(YOUR OBJECTIVE)
Output the data word for word, dropping every image.

-- begin --

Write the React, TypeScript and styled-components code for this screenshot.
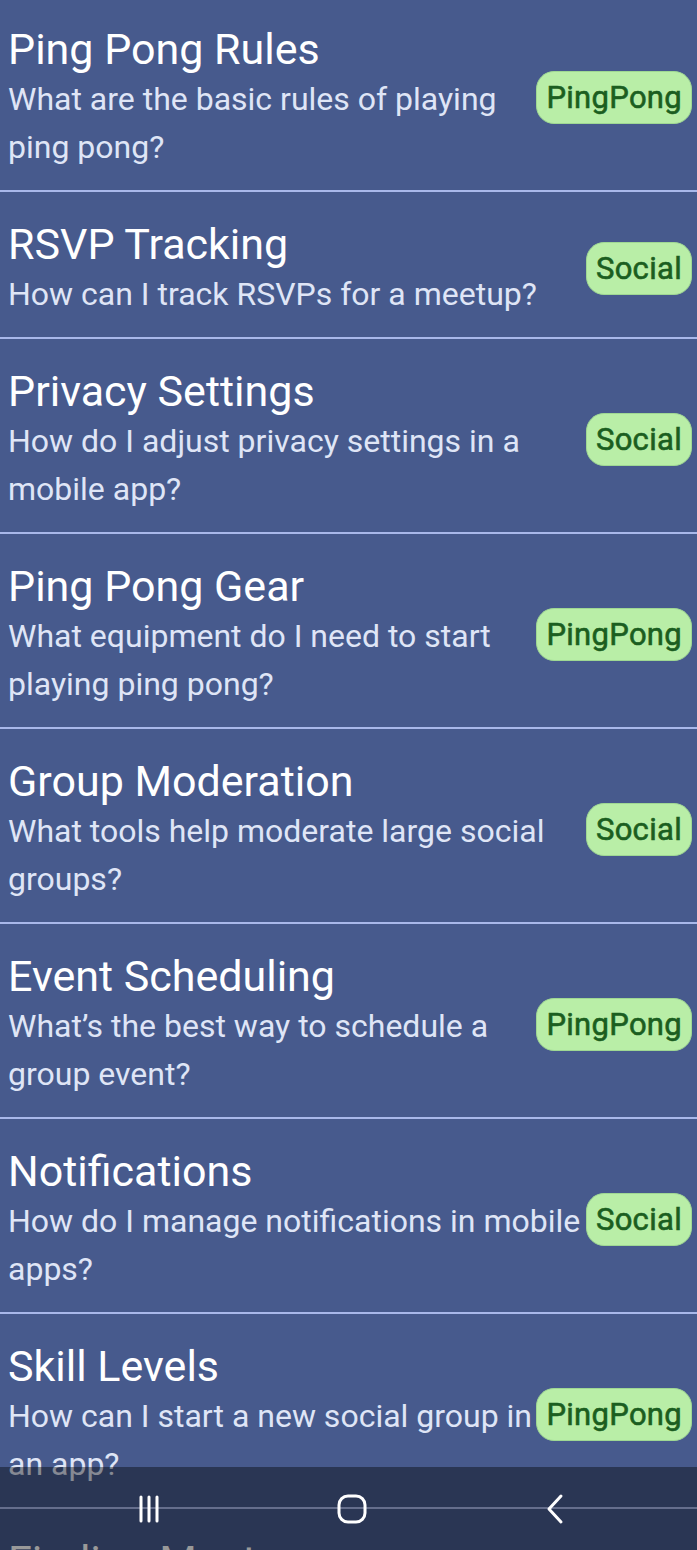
import React from "react";
import styled, { createGlobalStyle } from "styled-components";

const GlobalStyle = createGlobalStyle`
  html, body {
    margin: 0;
    padding: 0;
    background: #475a8d;
  }
  body {
    font-family: Roboto, "Noto Sans", "Liberation Sans", sans-serif;
    -webkit-font-smoothing: antialiased;
  }
`;

const Screen = styled.div`
  width: 697px;
  height: 1550px;
  overflow: hidden;
  background: #475a8d;
  position: relative;
`;

const List = styled.ul`
  list-style: none;
  margin: -3px 0 0 0;
  padding: 0;
`;

const Row = styled.li`
  display: flex;
  align-items: center;
  padding: 26px 5px 19px 8px;
  border-bottom: 2px solid #a9b8ea;
`;

const TextCol = styled.div`
  flex: 1;
  min-width: 0;
  display: flex;
  flex-direction: column;
`;

const Title = styled.div`
  color: #ffffff;
  font-size: 43px;
  line-height: 52px;
  font-weight: 400;
`;

const Desc = styled.div`
  color: #dfe5f6;
  font-size: 32px;
  line-height: 48px;
  font-weight: 400;
`;

const Badge = styled.span<{ $kind: "PingPong" | "Social" }>`
  flex: none;
  display: inline-flex;
  align-items: center;
  height: 53px;
  box-sizing: border-box;
  padding: 0 9px;
  border-radius: 18px;
  background: #b9eea7;
  border: 1px solid #9fd893;
  color: #1b5e20;
  font-size: 31px;
  font-weight: 400;
  -webkit-text-stroke: 0.6px #1b5e20;
  letter-spacing: 0.3px;
`;

const NavBar = styled.nav`
  position: fixed;
  left: 0;
  right: 0;
  bottom: 0;
  height: 83px;
  background: rgba(0, 0, 0, 0.4);
  display: flex;
  justify-content: center;
  align-items: center;
  padding-left: 7px;
`;

const NavButton = styled.div`
  width: 203px;
  height: 83px;
  display: flex;
  align-items: center;
  justify-content: center;
`;

type Item = { title: string; desc: string; tag: "PingPong" | "Social" };

const items: Item[] = [
  { title: "Ping Pong Rules", desc: "What are the basic rules of playing ping pong?", tag: "PingPong" },
  { title: "RSVP Tracking", desc: "How can I track RSVPs for a meetup?", tag: "Social" },
  { title: "Privacy Settings", desc: "How do I adjust privacy settings in a mobile app?", tag: "Social" },
  { title: "Ping Pong Gear", desc: "What equipment do I need to start playing ping pong?", tag: "PingPong" },
  { title: "Group Moderation", desc: "What tools help moderate large social groups?", tag: "Social" },
  { title: "Event Scheduling", desc: "What\u2019s the best way to schedule a group event?", tag: "PingPong" },
  { title: "Notifications", desc: "How do I manage notifications in mobile apps?", tag: "Social" },
  { title: "Skill Levels", desc: "How can I start a new social group in an app?", tag: "PingPong" },
  { title: "Finding Meetups", desc: "How do I find meetups near me?", tag: "Social" },
];

const RecentsIcon = () => (
  <svg width="30" height="30" viewBox="0 0 30 30" fill="none" stroke="#fff" strokeWidth="3" strokeLinecap="round">
    <line x1="7" y1="3" x2="7" y2="27" />
    <line x1="15" y1="3" x2="15" y2="27" />
    <line x1="23" y1="3" x2="23" y2="27" />
  </svg>
);

const HomeIcon = () => (
  <svg width="32" height="32" viewBox="0 0 32 32" fill="none" stroke="#fff" strokeWidth="3">
    <rect x="3" y="3" width="26" height="26" rx="9" />
  </svg>
);

const BackIcon = () => (
  <svg width="22" height="32" viewBox="0 0 22 32" fill="none" stroke="#fff" strokeWidth="3" strokeLinecap="round" strokeLinejoin="round">
    <polyline points="17,3 5,16 17,29" />
  </svg>
);

export default function App() {
  return (
    <Screen>
      <GlobalStyle />
      <List>
        {items.map((it) => (
          <Row key={it.title}>
            <TextCol>
              <Title>{it.title}</Title>
              <Desc>{it.desc}</Desc>
            </TextCol>
            <Badge $kind={it.tag}>{it.tag}</Badge>
          </Row>
        ))}
      </List>
      <NavBar>
        <NavButton><RecentsIcon /></NavButton>
        <NavButton><HomeIcon /></NavButton>
        <NavButton><BackIcon /></NavButton>
      </NavBar>
    </Screen>
  );
}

-- end --

(CORRECT ANSWER)
Write the React, TypeScript and styled-components code for this screenshot.
import React from "react";
import styled, { createGlobalStyle } from "styled-components";

const GlobalStyle = createGlobalStyle`
  html, body {
    margin: 0;
    padding: 0;
    background: #475a8d;
  }
  body {
    font-family: Roboto, "Noto Sans", "Liberation Sans", sans-serif;
    -webkit-font-smoothing: antialiased;
  }
`;

const Screen = styled.div`
  width: 697px;
  height: 1550px;
  overflow: hidden;
  background: #475a8d;
  position: relative;
`;

const List = styled.ul`
  list-style: none;
  margin: -3px 0 0 0;
  padding: 0;
`;

const Row = styled.li`
  display: flex;
  align-items: center;
  padding: 26px 5px 19px 8px;
  border-bottom: 2px solid #a9b8ea;
`;

const TextCol = styled.div`
  flex: 1;
  min-width: 0;
  display: flex;
  flex-direction: column;
`;

const Title = styled.div`
  color: #ffffff;
  font-size: 43px;
  line-height: 52px;
  font-weight: 400;
`;

const Desc = styled.div`
  color: #dfe5f6;
  font-size: 32px;
  line-height: 48px;
  font-weight: 400;
`;

const Badge = styled.span<{ $kind: "PingPong" | "Social" }>`
  flex: none;
  display: inline-flex;
  align-items: center;
  height: 53px;
  box-sizing: border-box;
  padding: 0 9px;
  border-radius: 18px;
  background: #b9eea7;
  border: 1px solid #9fd893;
  color: #1b5e20;
  font-size: 31px;
  font-weight: 400;
  -webkit-text-stroke: 0.6px #1b5e20;
  letter-spacing: 0.3px;
`;

const NavBar = styled.nav`
  position: fixed;
  left: 0;
  right: 0;
  bottom: 0;
  height: 83px;
  background: rgba(0, 0, 0, 0.4);
  display: flex;
  justify-content: center;
  align-items: center;
  padding-left: 7px;
`;

const NavButton = styled.div`
  width: 203px;
  height: 83px;
  display: flex;
  align-items: center;
  justify-content: center;
`;

type Item = { title: string; desc: string; tag: "PingPong" | "Social" };

const items: Item[] = [
  { title: "Ping Pong Rules", desc: "What are the basic rules of playing ping pong?", tag: "PingPong" },
  { title: "RSVP Tracking", desc: "How can I track RSVPs for a meetup?", tag: "Social" },
  { title: "Privacy Settings", desc: "How do I adjust privacy settings in a mobile app?", tag: "Social" },
  { title: "Ping Pong Gear", desc: "What equipment do I need to start playing ping pong?", tag: "PingPong" },
  { title: "Group Moderation", desc: "What tools help moderate large social groups?", tag: "Social" },
  { title: "Event Scheduling", desc: "What\u2019s the best way to schedule a group event?", tag: "PingPong" },
  { title: "Notifications", desc: "How do I manage notifications in mobile apps?", tag: "Social" },
  { title: "Skill Levels", desc: "How can I start a new social group in an app?", tag: "PingPong" },
  { title: "Finding Meetups", desc: "How do I find meetups near me?", tag: "Social" },
];

const RecentsIcon = () => (
  <svg width="30" height="30" viewBox="0 0 30 30" fill="none" stroke="#fff" strokeWidth="3" strokeLinecap="round">
    <line x1="7" y1="3" x2="7" y2="27" />
    <line x1="15" y1="3" x2="15" y2="27" />
    <line x1="23" y1="3" x2="23" y2="27" />
  </svg>
);

const HomeIcon = () => (
  <svg width="32" height="32" viewBox="0 0 32 32" fill="none" stroke="#fff" strokeWidth="3">
    <rect x="3" y="3" width="26" height="26" rx="9" />
  </svg>
);

const BackIcon = () => (
  <svg width="22" height="32" viewBox="0 0 22 32" fill="none" stroke="#fff" strokeWidth="3" strokeLinecap="round" strokeLinejoin="round">
    <polyline points="17,3 5,16 17,29" />
  </svg>
);

export default function App() {
  return (
    <Screen>
      <GlobalStyle />
      <List>
        {items.map((it) => (
          <Row key={it.title}>
            <TextCol>
              <Title>{it.title}</Title>
              <Desc>{it.desc}</Desc>
            </TextCol>
            <Badge $kind={it.tag}>{it.tag}</Badge>
          </Row>
        ))}
      </List>
      <NavBar>
        <NavButton><RecentsIcon /></NavButton>
        <NavButton><HomeIcon /></NavButton>
        <NavButton><BackIcon /></NavButton>
      </NavBar>
    </Screen>
  );
}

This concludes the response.